The above description is simply a generic configuration file to aid the definition of the fields that the user can fill. Required fields are provided with a specific value, while optional fields are denoted with empty strings. Note that an optional field only implies that there is either a default value if it is not provided, or that an empty string will be used. The full details of each available field is described hierarchically below:

  • UdoPackage: Every UDO package can be described as “UdoPackage_i” where i indicates the order in which the packages will be generated. The user is also free to use empty strings but the dictionary structure is necessary.1

  • Operators: This is a child node of a particular UdoPackage indicating the number of operators present. 5

    • type: defines the type of the operation.

    • inputs: a list of input tensors to the operation. Each input is a dictionary object. 2

      • name: An optional field that describes the name of the input tensor. Since the name of the input tensor is variable, the user is not required to provide this.

      • per_core_data_type: A dictionary object specifying the data-type of this input tensor in each core. Alternatively, if the user wishes to have the same data-type across all specified cores, then the user can specify the option “data_type” followed by the data-type. The supported data-types are:

        • FLOAT_16

        • FLOAT_32

        • FIXED_4

        • FIXED_8

        • FIXED_16

        • UINT_8

        • UINT_16

        • UINT_32

        • STRING

      • static: A boolean field that is required if the input data is static, i.e data is provided in the model. This field needs to be set if the input tensor will contain data, otherwise the input will be treated dynamically, and the data will not be serialized.

      • tensor_layout: A string field that describes the canonical dimension format of the input tensor. The supported values are: 4

        • NCHW

        • NHWC

    • outputs: A list of output tensors to the operation.2

    • scalar_params: A list of scalar-valued attributes.3

      • name: A required field that describes the name of the scalar parameter.

      • data_type: A required field that describes the data-type supported by this scalar parameter.

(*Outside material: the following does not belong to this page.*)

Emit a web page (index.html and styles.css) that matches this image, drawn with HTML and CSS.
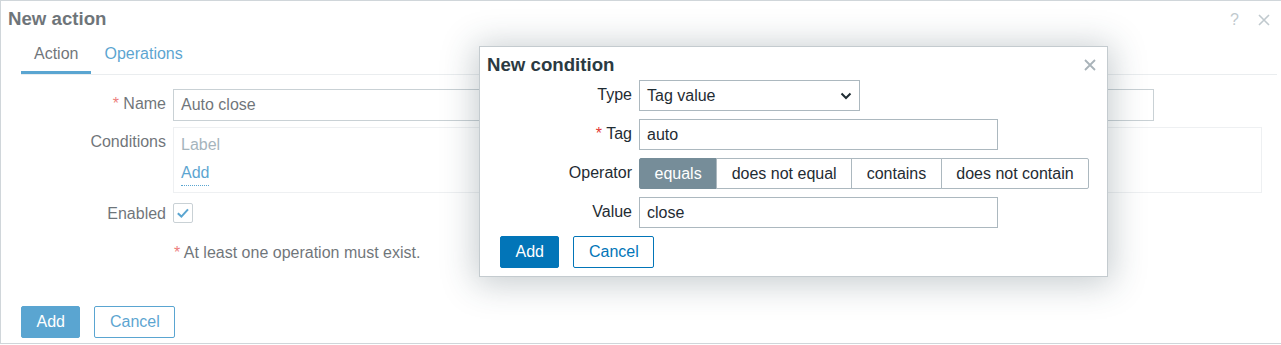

    • tensor_params: A list of tensor-valued attributes.2 3

    • core_types: The intended IP cores for this particular operation. The supported core_types:

      • CPU

      • GPU

      • DSP

    • dsp_arch_types: The intended DSP architecture types for DSP core type. The supported dsp_arch_types:

      • v65

      • v66

      • v68

      • v69

      • v73

  • UDO_PACKAGE_NAME: The name of the UDO Package, which can be any valid string.1

Creating a UDO config

The user should aim to fill out the fields described in the config above to adequately describe a UDO. In some cases, the information required in this config could be easily obtained from framework documentation about the operation. However, there may be subtle caveats, therefore the user is encouraged to ensure that inputs, outputs and params are properly categorized and described. A potential caveat is that inputs can be mis-categorized as parameters and vice versa, if the config is written only according to documentation. In this scenario, a useful tip is to visualize the model using an open source tool such as Netron (found here: https://github.com/lutzroeder/netron) to assist with crafting the UDO config correctly.

Once an adequately descriptive config has been created, it can be used as an argument to the framework converters as described in Preparing a model with UDO.

Notes:

  1. More than one UDO package can be defined in a single config file. Users should note that the package name specified here must match the package name used in creating the corresponding package.

  2. Each input, output and tensor parameter is categorized as the same kind of tensor object, meaning that all the fields are shared. The names of inputs and outputs are not required since the config is a generic description of an operation. An operator must have at least one input and output.

  3. In the case of the parameters, the name field is always required.

  4. The tensor layout is a convention to indicate the arrangement of data within the tensor. Therefore a tensor layout of NHWC means that the data is organized in (batch x height x width x channel), where channel is the fastest changing dimension. Note this is the default arrangement for Qualcomm® Neural Processing SDK, and that may have implications on a model containing a UDO if other tensor layouts are selected. Notably, if a tensor layout of NCHW is selected, then the data and/or tensor parameters may need to be reshaped to the Qualcomm® Neural Processing SDK default to maintain dimensional understanding. Should the user encounter this scenario, they may notice the introduction of intermediary permute layers prior to the UDO layer which will ultimately feed the tensors in question. These caveats should be visible as either converter warnings, debug messages or through outputs of the visualization tools described in Tools. For more details on tensor layouts, the user can consult the section: Input Image Formatting of the documentation.

  5. For CPU, GPU and DSP coretypes, there can be an arbitrary number of operators defined per UDO package. However the provided skeleton code is tailored to define only one operation in one package. One subtle distinction is that the generated DSP V65 or DSP V66 implementation source code expects one operation per implementation library. While in the CPU, GPU, and DSP V68 or later cases, there may be an arbitrary number of operations in a library.

  6. The data-type of a tensor determines both how the data contained in the tensor will be stored in the DLC, and the type of memory handed over by Qualcomm® Neural Processing SDK during runtime execution. While tensors get stored within the DLC in the exact data-type specified by the UDO definition, there may be runtime restrictions on the type of memory users can expect to receive depending on the chosen core-type. Users should visit the following section: Compiling a UDO package for more details.

  7. Operations with an unknown number of inputs/outputs are currently not supported on the DSP and HTP backend.

  8. Constraints are purely a descriptive field and do not require mathematical expression. Constraints are currently not enforced.

  9. Outputs are not mandatory, but cannot have default values and are assumed to be NULL if not provided.